Homework Statement:: Mastering Physics
Relevant Equations:: Quantization

so r = e^2/(4π*ϵ0*13.60*Z*e) =1.76*10^(-11)

I do not know where I get wrong.

You get wrong because you substituted 13.6 for the energy which is a number expressed in eV units while the rest of the numbers are (probably) in SI units. You might, I stress might, get the correct answer by converting 13.6 eV to the appropriate units. I recommend that you either derive or look up the expression for the Bohr radius in a hydrogen atom and adapt it to this case.

 

[etotheipi]

You get wrong because you substituted 13.6 for the energy which is a number expressed in eV units while the rest of the numbers are (probably) in SI units. You might, I stress might, get the correct answer by converting 13.6 eV to the appropriate units. I recommend that you either derive or look up the expression for the Bohr radius in a hydrogen atom and adapt it to this case.

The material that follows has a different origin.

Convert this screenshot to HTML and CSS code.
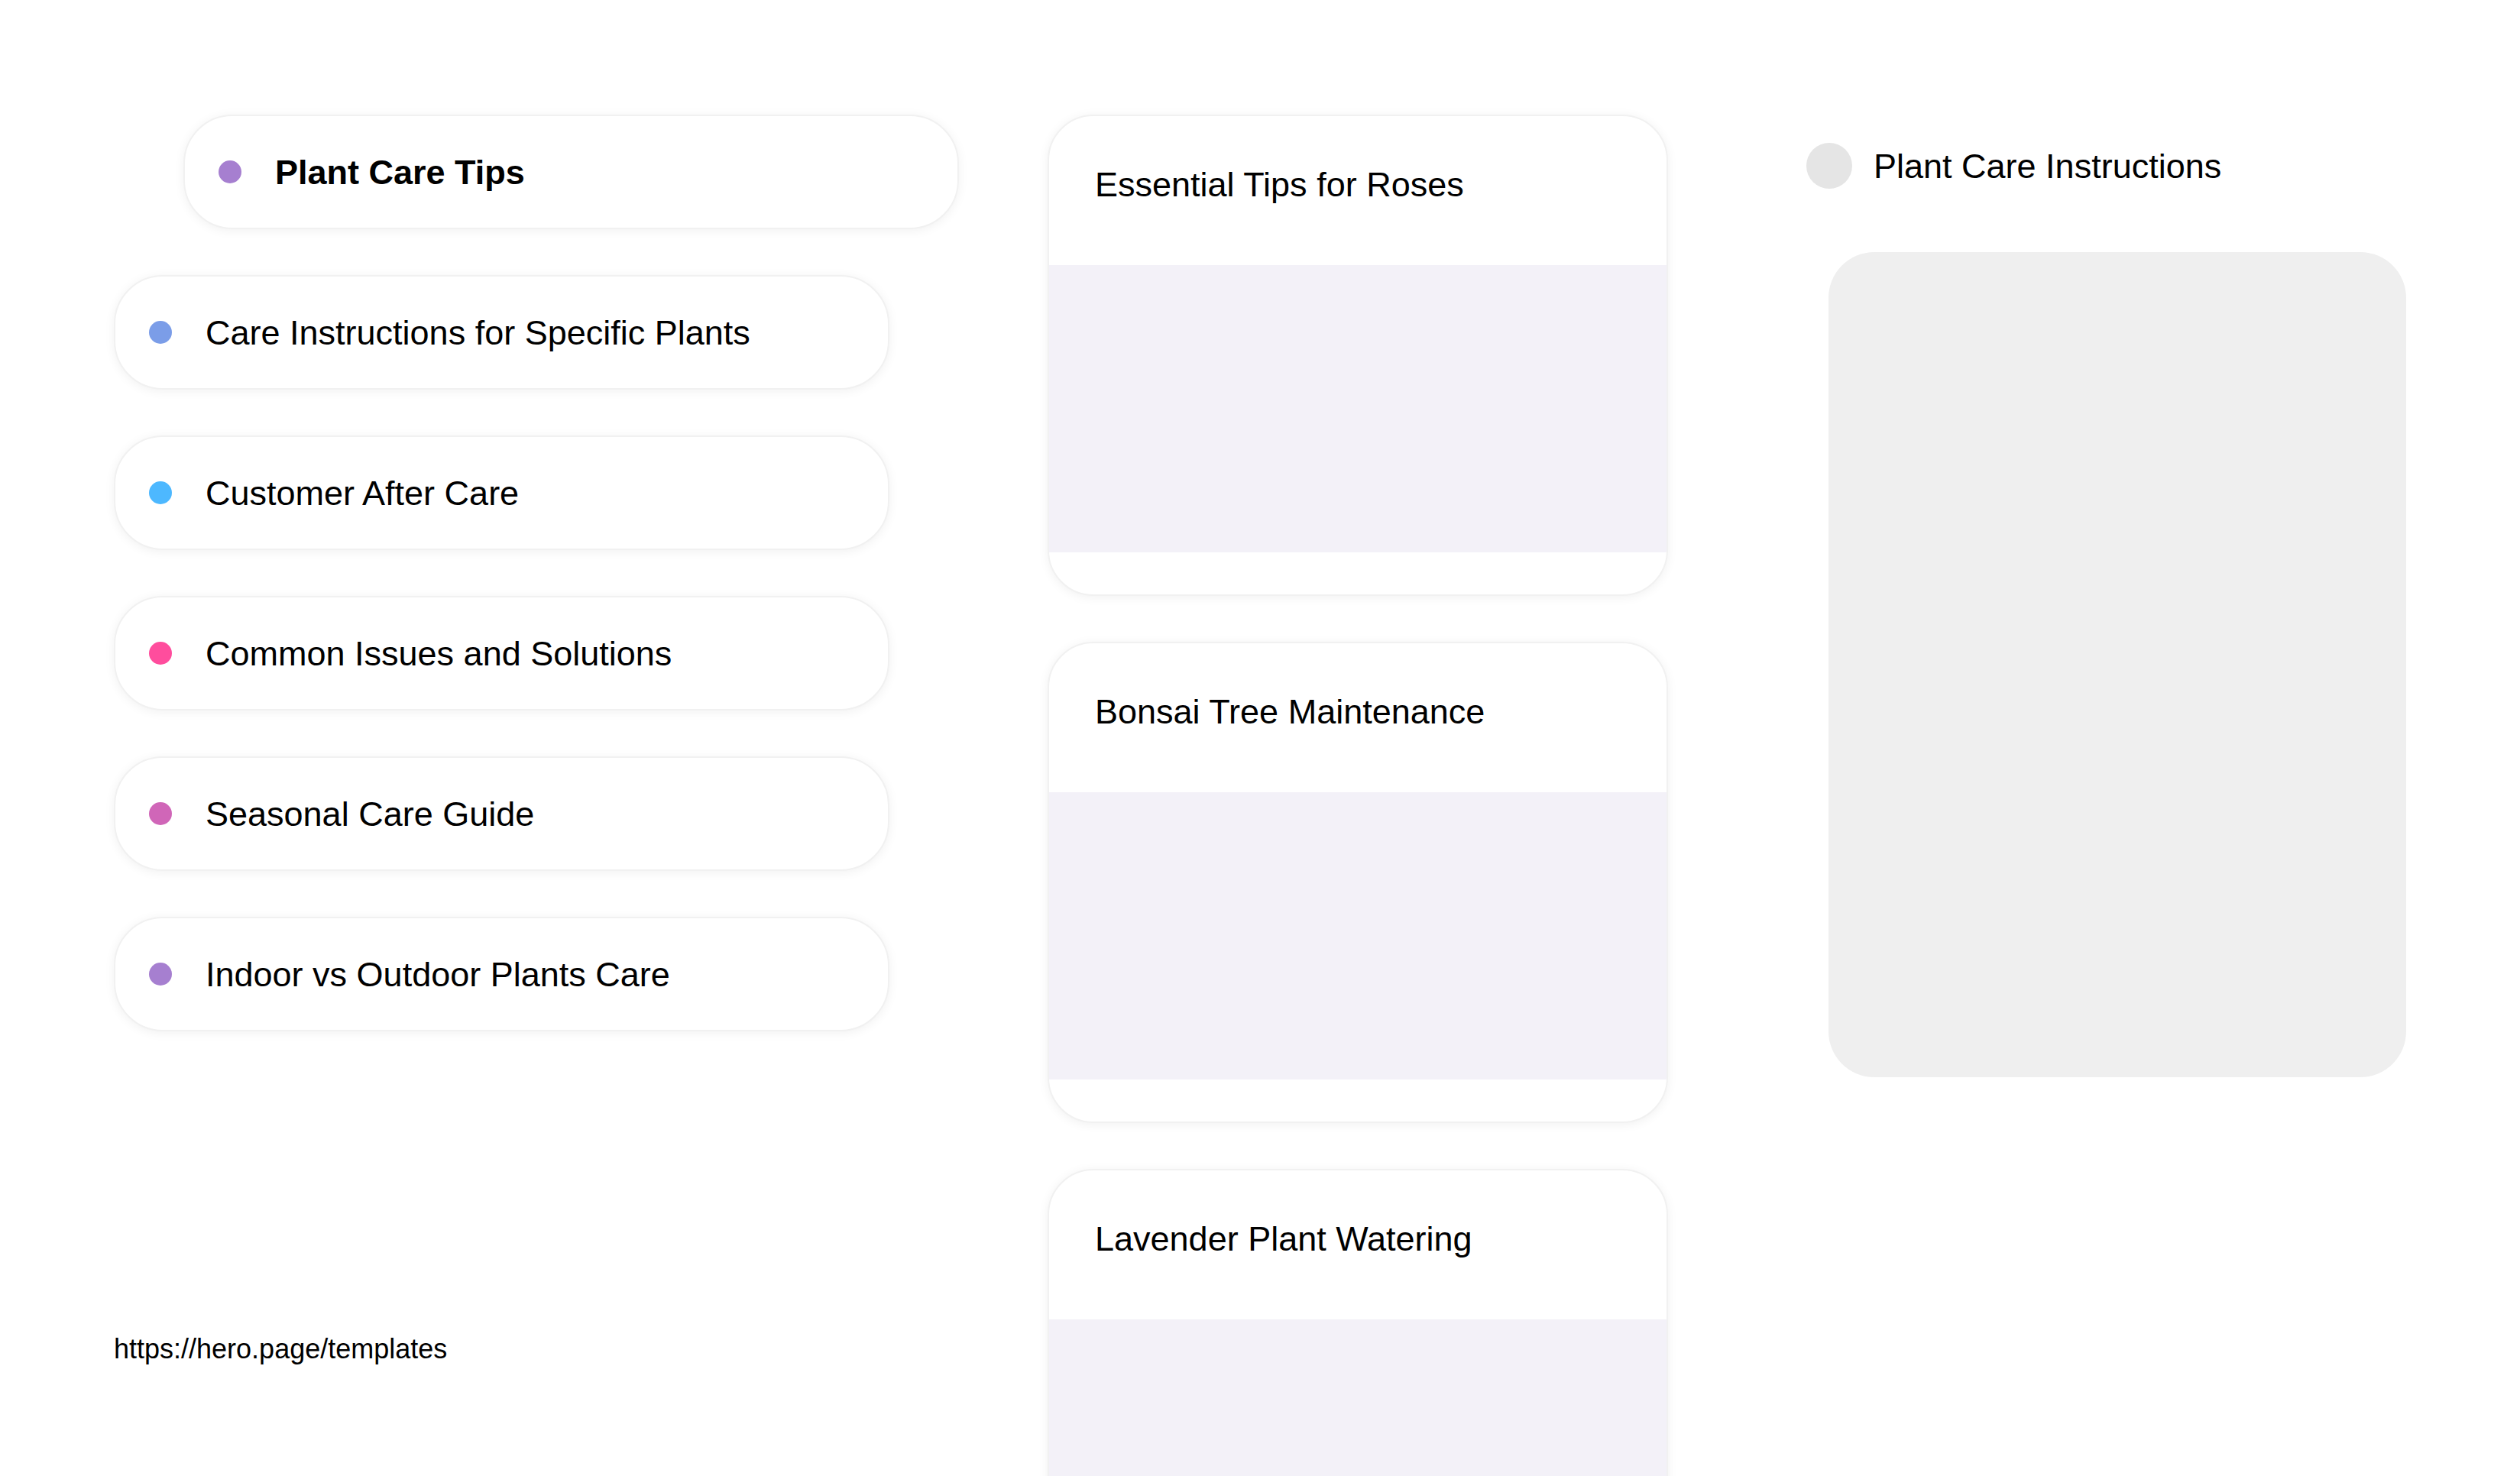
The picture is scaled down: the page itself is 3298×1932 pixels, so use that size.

But isn't the number $-13.60$ calculated from $m_e$, and not $m_{\mu}$? Granted, it's fairly easy to scale the formula directly provided you know how $E_n$ varies with mass in the algebraic formula.

 

[kuruman]

But isn't the number $-13.60$ calculated from $m_e$, and not $m_{\mu}$? Granted, it's fairly easy to scale the formula directly provided you know how $E_n$ varies with mass in the algebraic formula.

Yes, it is calculated from $m_e$ and one can scale the radius by placing the $207$ where it belongs in the expression for the Bohr radius. The roundabout way of using $13.6$ as a number instead of $E_1$ without dividing by the electron charge is likely to give an incorrect numerical result when combined with other quantities in SI units.

 

[eedftt]

You get wrong because you substituted 13.6 for the energy which is a number expressed in eV units while the rest of the numbers are (probably) in SI units. You might, I stress might, get the correct answer by converting 13.6 eV to the appropriate units. I recommend that you either derive or look up the expression for the Bohr radius in a hydrogen atom and adapt it to this case.

I actually consider the e. I think I just get the logic error. And from now on, I did not find my logic error.